Sharing information externally
With regard to authorities in Germany and other EU member states, the company is entitled to share personal data if it is either obligated under statutory law to disclose the data in question or if it has at least a legitimate interest in sharing the data in question that is not overridden by conflicting interests of the data subject. Data transfers to public authorities in non-EU member states that have not been recognised by the EU Commission as having an adequate level of data protection are permissible only if an exception pursuant to article 49 of the General Data Protection Regulation applies (eg, if the transfer is necessary for the exercise or defence of legal claims).
Electronic data in civil lawsuits
The disclosure of personal data for the purposes of a civil law suit is permissible under the same prerequisites that apply to the sharing of data with public authorities.
Dealing with public authorities during investigations
Informing public authorities
There is no legal requirement to inform public authorities about a planned or ongoing investigation. However, particularly in cases where public authorities have already initiated proceedings against the company, it is advisable to inform the relevant authorities and coordinate the investigation (especially interviews with employees) with them to ensure that official investigations are not jeopardised and avoid negative consequences for the company.

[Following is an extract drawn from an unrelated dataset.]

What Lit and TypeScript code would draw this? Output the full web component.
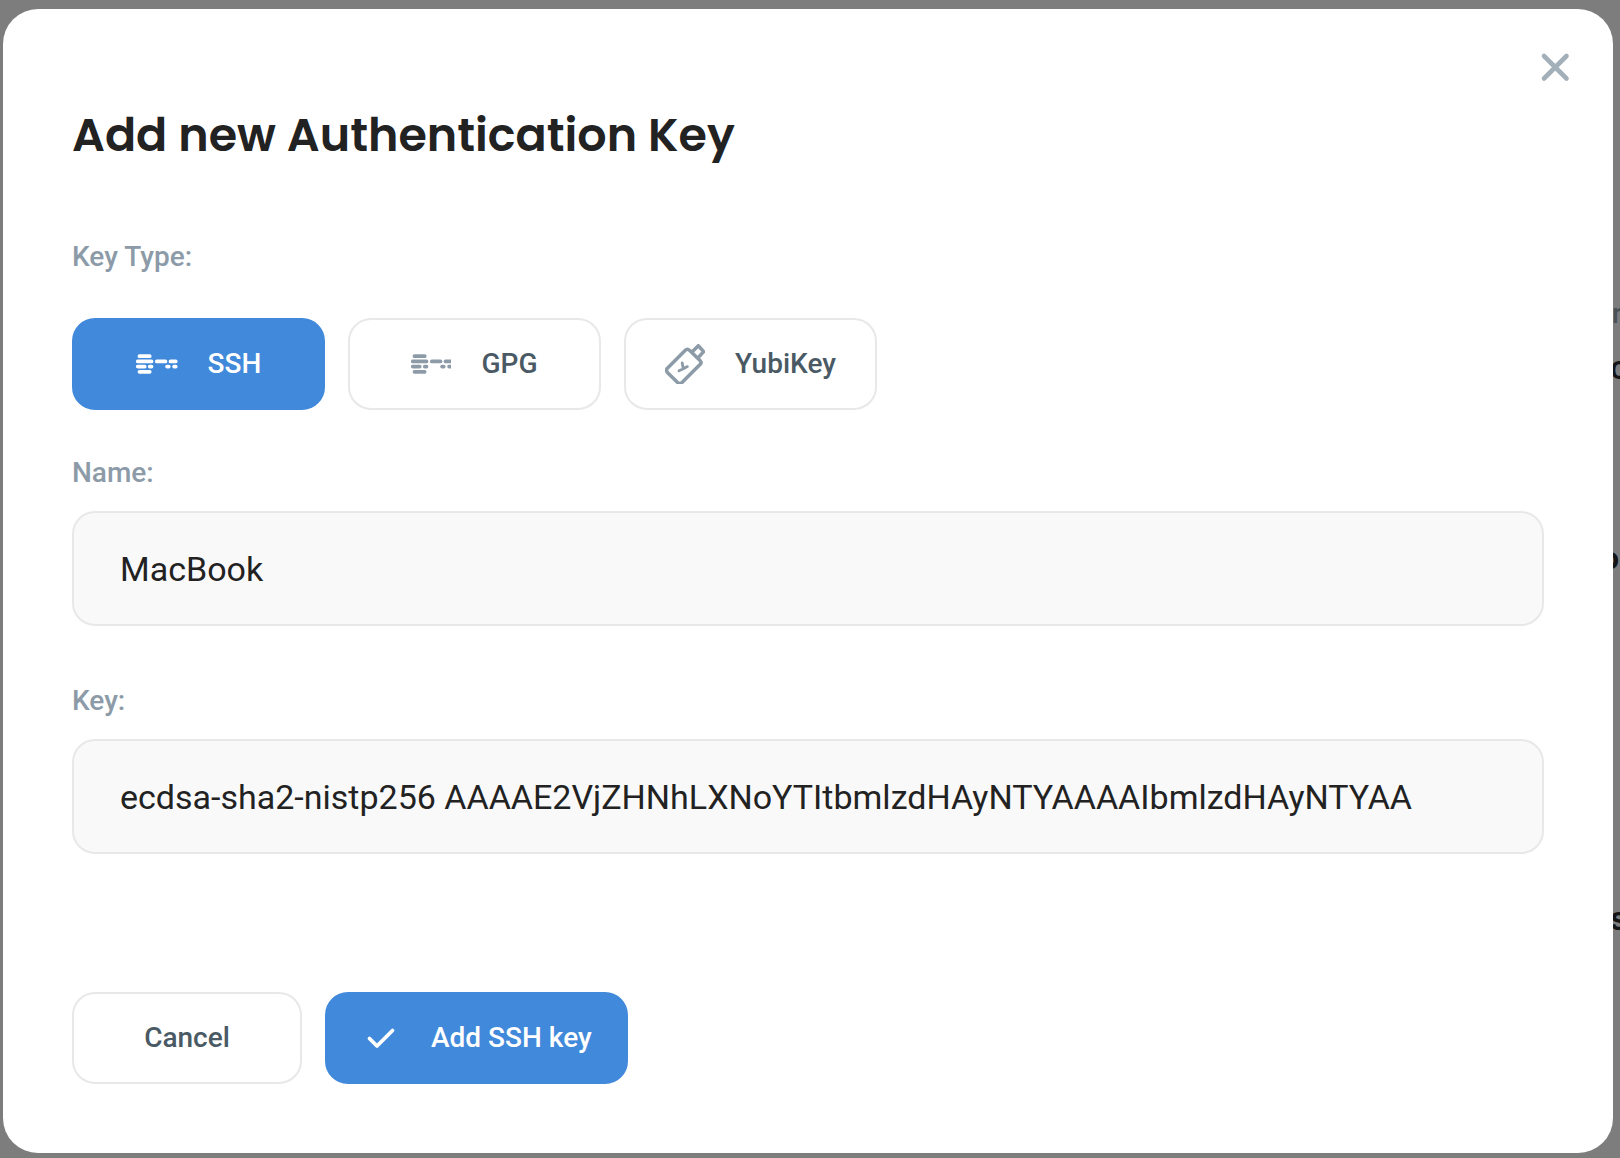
import { LitElement, html, css, svg } from "lit";
import { customElement, state } from "lit/decorators.js";

type KeyType = "SSH" | "GPG" | "YubiKey";

const dashesIcon = svg`
  <g fill="none" stroke="currentColor" stroke-width="3.8" stroke-linecap="round">
    <path d="M3.5 12.2H13.7M1.8 17.4H15.5M20.8 17.4H29.5M34.5 17.4H39.7M1.8 22.6H8.7M13.8 22.6H15.5M31.1 22.6H32.7M38.1 22.6H39.7M3.5 27.8H13.7" />
  </g>`;

const yubikeyIcon = svg`
  <g fill="none" stroke="currentColor" stroke-width="3.5" stroke-linecap="round" stroke-linejoin="round">
    <path d="M2.4 24.2 20.3 6.3Q22.4 4.2 24.5 6.3L35 16.4Q37.1 18.5 35 20.6L17 38.6Q14.8 40.6 12.6 38.6L2.4 28.4Q0.6 26.3 2.4 24.2Z" />
    <path d="M27.5 7.6 33.3 1.8 38.7 7.6 33.4 13.4" />
    <path stroke-width="2.8" d="M14 26.8 18.4 24.8 22.4 22.6M17.2 19 18.2 24.6" />
  </g>`;

const checkIcon = svg`
  <path d="M8.5 20.5 16 28 31.5 12.5" fill="none" stroke="currentColor" stroke-width="3.8" stroke-linecap="round" stroke-linejoin="round" />`;

@customElement("app-root")
export class AppRoot extends LitElement {
  static styles = css`
    :host {
      display: block;
      font-family: Roboto, "Liberation Sans", sans-serif;
      color: #222222;
    }
    * {
      box-sizing: border-box;
    }
    .page {
      position: relative;
      display: flex;
      min-height: 100vh;
      padding: 9px 7px 5px 3px;
      overflow: hidden;
      background: #7d7d7d;
    }
    .behind {
      position: absolute;
      top: 0;
      right: 0;
      width: 8px;
      height: 100%;
      font-size: 34px;
      line-height: 40px;
      font-weight: 500;
      color: #151515;
    }
    .behind span {
      position: absolute;
      left: -2px;
    }
    .behind .frag-r { top: 294px; left: 0; font-size: 28px; color: #4a5257; }
    .behind .frag-c { top: 347px; }
    .behind .frag-p { top: 538px; left: -11px; font-size: 32px; font-weight: 700; }
    .behind .frag-s { top: 898px; font-weight: 700; }
    .dialog {
      position: relative;
      flex: 1;
      display: flex;
      flex-direction: column;
      padding: 90px 69px 69px;
      border-radius: 35px;
      background: #ffffff;
    }
    .close {
      position: absolute;
      top: 38px;
      right: 38px;
      width: 40px;
      height: 40px;
      padding: 0;
      border: 0;
      background: none;
      color: #a3b0ba;
      cursor: pointer;
    }
    svg {
      display: block;
      flex: none;
      width: 40px;
      height: 40px;
    }
    .wide {
      width: 42px;
    }
    h1 {
      margin: 0;
      font: 600 46px/72px Poppins, Inter, sans-serif;
    }
    form {
      flex: 1;
      display: flex;
      flex-direction: column;
    }
    fieldset {
      min-width: 0;
      margin: 0;
      padding: 0;
      border: 0;
    }
    .caption {
      display: block;
      padding: 0;
      font-size: 28px;
      line-height: 40px;
      font-weight: 500;
      color: #8c9ba7;
    }
    .types {
      margin-top: 66px;
    }
    .row {
      display: flex;
      flex-wrap: wrap;
      gap: 23px;
    }
    .types .row {
      margin-top: 41px;
    }
    .button {
      display: flex;
      align-items: center;
      justify-content: center;
      gap: 30px;
      min-width: 230px;
      height: 92px;
      padding: 0 34px;
      border: 2px solid #e8e8e8;
      border-radius: 23px;
      background: #ffffff;
      color: #4a5a65;
      font: 500 28px/40px Roboto, "Liberation Sans", sans-serif;
      cursor: pointer;
    }
    .type {
      position: relative;
      min-width: 253px;
    }
    .type svg {
      color: #8c9ba7;
    }
    .type input {
      position: absolute;
      inset: 0;
      width: 100%;
      height: 100%;
      margin: 0;
      opacity: 0;
      cursor: pointer;
    }
    .primary,
    .primary svg {
      color: #ffffff;
    }
    .primary {
      border-color: #4189db;
      background: #4189db;
    }
    .field {
      margin-top: 43px;
    }
    .field + .field {
      margin-top: 55px;
    }
    .text {
      display: block;
      width: 100%;
      height: 115px;
      margin-top: 18px;
      padding: 0 120px 0 46px;
      border: 2px solid #e8e8e8;
      border-radius: 23px;
      outline: none;
      background: #f9f9f9;
      color: #222222;
      font: 400 34px/48px Roboto, "Liberation Sans", sans-serif;
    }
    .actions {
      margin-top: auto;
    }
  `;

  @state() private keyType: KeyType = "SSH";

  private renderType(type: KeyType) {
    const active = this.keyType === type;
    return html`
      <label class="button type ${active ? "primary" : ""}">
        <input
          type="radio"
          name="type"
          .checked=${active}
          @change=${() => (this.keyType = type)}
        />
        <svg
          class=${active ? "wide" : ""}
          viewBox=${active ? "0 0 42 40" : "0 0 40 40"}
          aria-hidden="true"
        >
          ${type === "YubiKey" ? yubikeyIcon : dashesIcon}
        </svg>
        <span>${type}</span>
      </label>
    `;
  }

  render() {
    return html`
      <div class="page">
        <div class="behind" aria-hidden="true">
          <span class="frag-r">r</span>
          <span class="frag-c">c</span>
          <span class="frag-p">o</span>
          <span class="frag-s">s</span>
        </div>
        <div class="dialog" role="dialog" aria-labelledby="title">
          <button class="close" type="button" aria-label="Close">
            <svg viewBox="0 0 40 40" aria-hidden="true">
              <path d="M9 9 31.5 31.5M31.5 9 9 31.5" fill="none" stroke="currentColor" stroke-width="4.6" stroke-linecap="round" />
            </svg>
          </button>
          <h1 id="title">Add new Authentication Key</h1>
          <form @submit=${(e: Event) => e.preventDefault()}>
            <fieldset class="types">
              <legend class="caption">Key Type:</legend>
              <div class="row">
                ${this.renderType("SSH")} ${this.renderType("GPG")}
                ${this.renderType("YubiKey")}
              </div>
            </fieldset>
            <div class="field">
              <label class="caption" for="name">Name:</label>
              <input class="text" id="name" type="text" value="MacBook" />
            </div>
            <div class="field">
              <label class="caption" for="key">Key:</label>
              <input
                class="text"
                id="key"
                type="text"
                value="ecdsa-sha2-nistp256 AAAAE2VjZHNhLXNoYTItbmlzdHAyNTYAAAAIbmlzdHAyNTYAA"
              />
            </div>
            <div class="row actions">
              <button class="button" type="button">Cancel</button>
              <button class="button primary" type="submit">
                <svg viewBox="0 0 40 40" aria-hidden="true">${checkIcon}</svg>
                <span>Add ${this.keyType} key</span>
              </button>
            </div>
          </form>
        </div>
      </div>
    `;
  }
}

Disclosure and self-reporting
Management and the company are generally not obliged to disclose and self-report suspected corporate compliance violations to public authorities. However, a reporting obligation can exist in the following cases, inter alia:
- serious criminal offences (eg, robbery and blackmail by using force against a person or threats of imminent danger to life or limb, but not in cases of typical compliance violations like bribery, fraud, embezzlement and abuse of trust);
- factual circumstances that indicate that the assets or property connected with a transaction or business relationship are the product of money laundering; and
- where a taxpayer realises after the fact (before the period for assessment has elapsed) that a tax return submitted by or for him or her is incorrect or incomplete.

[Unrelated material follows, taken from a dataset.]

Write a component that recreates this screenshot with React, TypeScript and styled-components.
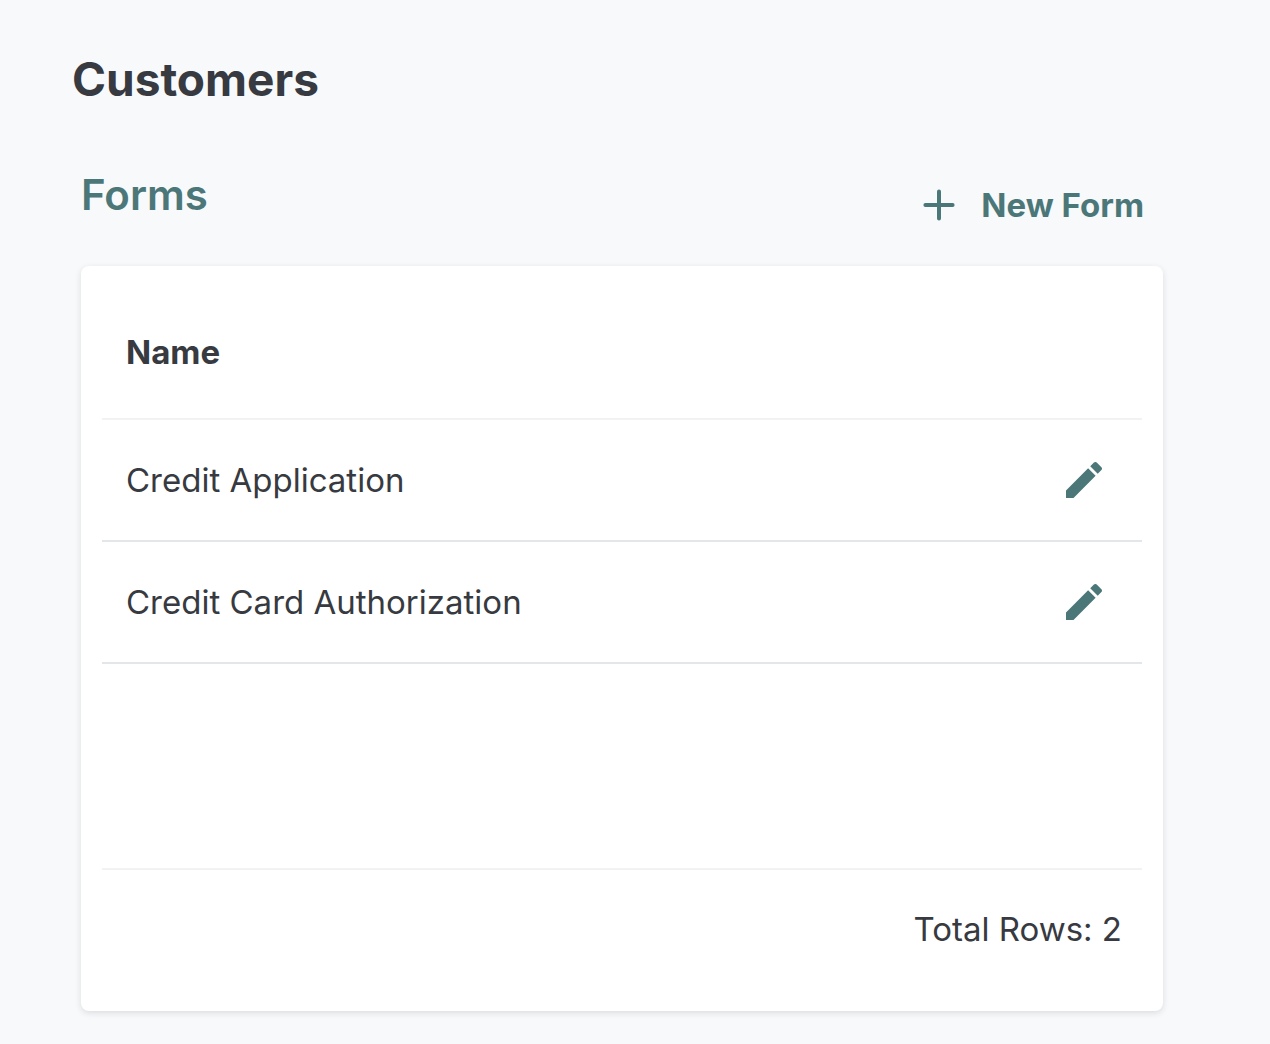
import React from "react";
import styled, { createGlobalStyle } from "styled-components";

const GlobalStyle = createGlobalStyle`
  * {
    box-sizing: border-box;
  }

  body {
    margin: 0;
    background: #f8f9fb;
    color: #373a40;
    font-family: Inter, "Liberation Sans", sans-serif;
  }
`;

const Page = styled.main`
  padding: 47px 107px 32px 72px;
`;

const PageTitle = styled.h1`
  margin: 0;
  font-size: 46px;
  line-height: 64px;
  font-weight: 700;
`;

const Section = styled.section`
  margin-top: 56px;
  padding-left: 9px;
`;

const SectionHeader = styled.header`
  display: flex;
  justify-content: space-between;
  align-items: flex-start;
  height: 99px;
`;

const SectionTitle = styled.h2`
  margin: 0;
  color: #4c7779;
  font-size: 42px;
  line-height: 56px;
  font-weight: 600;
`;

const NewButton = styled.button`
  display: flex;
  align-items: center;
  gap: 26px;
  margin: 14px 19px 0 0;
  padding: 0;
  border: 0;
  background: none;
  color: #4c7779;
  font: inherit;
  font-size: 33px;
  line-height: 48px;
  font-weight: 700;
  cursor: pointer;
`;

const Card = styled.div`
  padding: 20px 21px;
  border-radius: 8px;
  background: #fff;
  box-shadow: 0 2px 6px rgba(40, 50, 60, 0.14);
`;

const Table = styled.table`
  width: 100%;
  border-collapse: separate;
  border-spacing: 0;
  font-size: 33px;
  line-height: 48px;
`;

const HeadCell = styled.th`
  height: 134px;
  padding: 0 24px;
  border-bottom: 2px solid #f1f2f3;
  font-weight: 700;
  text-align: left;
`;

const Cell = styled.td<{ $action?: boolean }>`
  height: 122px;
  padding: ${(p) => (p.$action ? "0 40px 0 0" : "0 24px")};
  border-bottom: 2px solid #e4e7ea;
`;

const IconButton = styled.button`
  display: flex;
  margin-left: auto;
  padding: 0;
  border: 0;
  background: none;
  color: #4c7779;
  cursor: pointer;
`;

const TableFooter = styled.footer`
  margin-top: 204px;
  padding: 35px 20px 38px;
  border-top: 2px solid #f1f2f3;
  font-size: 33px;
  line-height: 48px;
  text-align: right;
`;

const PlusIcon = () => (
  <svg width="32" height="32" viewBox="0 0 32 32" fill="none" stroke="currentColor" strokeWidth="4" strokeLinecap="round" aria-hidden="true">
    <path d="M16 2.4v27.2M2.4 16h27.2" />
  </svg>
);

const PencilIcon = () => (
  <svg width="36" height="36" viewBox="3 3 18 18" fill="currentColor" aria-hidden="true">
    <path d="M20.71 7.04c.39-.39.39-1.04 0-1.41l-2.34-2.34c-.37-.39-1.02-.39-1.41 0l-1.84 1.83 3.75 3.75M3 17.25V21h3.75L17.81 9.93l-3.75-3.75L3 17.25Z" />
  </svg>
);

const forms = ["Credit Application", "Credit Card Authorization"];

export default function App() {
  return (
    <>
      <GlobalStyle />
      <Page>
        <PageTitle>Customers</PageTitle>
        <Section>
          <SectionHeader>
            <SectionTitle>Forms</SectionTitle>
            <NewButton type="button">
              <PlusIcon />
              New Form
            </NewButton>
          </SectionHeader>
          <Card>
            <Table>
              <thead>
                <tr>
                  <HeadCell scope="col" colSpan={2}>
                    Name
                  </HeadCell>
                </tr>
              </thead>
              <tbody>
                {forms.map((name) => (
                  <tr key={name}>
                    <Cell>{name}</Cell>
                    <Cell $action>
                      <IconButton type="button" aria-label={`Edit ${name}`}>
                        <PencilIcon />
                      </IconButton>
                    </Cell>
                  </tr>
                ))}
              </tbody>
            </Table>
            <TableFooter>Total Rows: {forms.length}</TableFooter>
          </Card>
        </Section>
      </Page>
    </>
  );
}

In Germany, there is no legislation that expressly address the attorney–client privilege and the protection of documents created in the course of investigations. However, according to current draft bills, legislation of this kind may be introduced in the future.
In the meantime, whether such documents can be seized has to be assessed based on the provisions of the Criminal Procedure Code and the relevant – inconsistent – case law. Generally, when work products of investigations are not subject to seizure has not been established for certain. As a rough guide, the following may apply:
- If proceedings are initiated against the company or if the company becomes involved in criminal proceedings before the investigation opens, the work products are probably not subject to seizure (however, in practice, the prosecution often orders the participation of the company at a very late stage of the proceedings).
- Some regional courts have confirmed that documents are protected against seizure if criminal proceedings have not yet been opened against the company, but are likely to be in the near future. According to the German Constitutional Court, it is not imperative – with respect to the German Constitution – to guarantee the protection of documents against seizure in cases where criminal proceedings are only foreseeable. However, the Court finds it acceptable to confirm protection against seizure where objective criteria suggest that the company may become involved in the criminal proceeding. However, the details of the criteria that must be applied for this are unclear. Moreover, in practice they are interpreted very restrictively, so that the vast majority of relevant court rulings result in documents from an investigation being seized.
- In all other cases, the prevailing opinion has it that work products of investigations are subject to seizure.
Strategies to de facto limit searches and seizures
The most effective method of de facto limiting searches and seizures is to cooperate with the authorities and establish a relationship of trust. Within the scope of cooperation, the company can, for example, offer to conduct an investigation and share the results (or at least some of them) with the authorities. If the authorities ask for specific documents, these can be selected and voluntarily handed over to the authorities.
Cooperation with public authorities
German antitrust law provides guidelines as to how cooperation by the defendant will be considered by the investigation authority in its decision. No other areas of the law provide for comparable rules. Thus, the extent to which cooperation is rewarded in the setting of the amount of a fine is a matter for the discretion of the investigating body – or, later on, the deciding court.
In practice, when determining the amount of a regulatory fine or issuing an order for confiscation, German public prosecutors usually take into account a company’s cooperation with the authorities in the form of an investigation of the facts and a subsequent disclosure of the findings. For companies that cooperate, the sanction is regularly significantly lower. According to a recent Federal Court of Justice judgment, the authorities have to consider the efficiency of the compliance management system in place in the company and its efforts to optimise this and remedy existing shortcomings in the aftermath of a compliance violation as mitigating factors when calculating a fine.
Only antitrust authorities restrict access to their files for such interested third parties, whereas prosecution authorities and authorities in administrative offence investigations are obliged to provide access to the files for anybody who can claim a ‘legal interest’ (eg, as a victim of the offence).
Disclosure of critical information in case of a settlement
Under German procedural rules, a settlement only occurs in the form of a ‘negotiated’ order issued by the public prosecution authorities or the courts. The order will focus on the fine and on the disgorgement of profits. A settlement in the form of a deferred prosecution agreement or a non-prosecution agreement is currently not possible.
New laws (eg, the Anti-Money-Laundering Act and laws regulating the financial industries) provide for disclosure rules and a ‘naming-and-shaming’ approach if an administrative fine is imposed. However, in the field of criminal convictions, disclosure of this kind is limited by data protection laws, and sometimes it can be negotiated with the authorities that the settlement and the issue remain confidential.
In corruption and antitrust proceedings, inter alia, fines can be entered in public procurement registers, even if they were imposed as part of a settlement. This may also provide information on the procedure to those entitled to inspect the registers.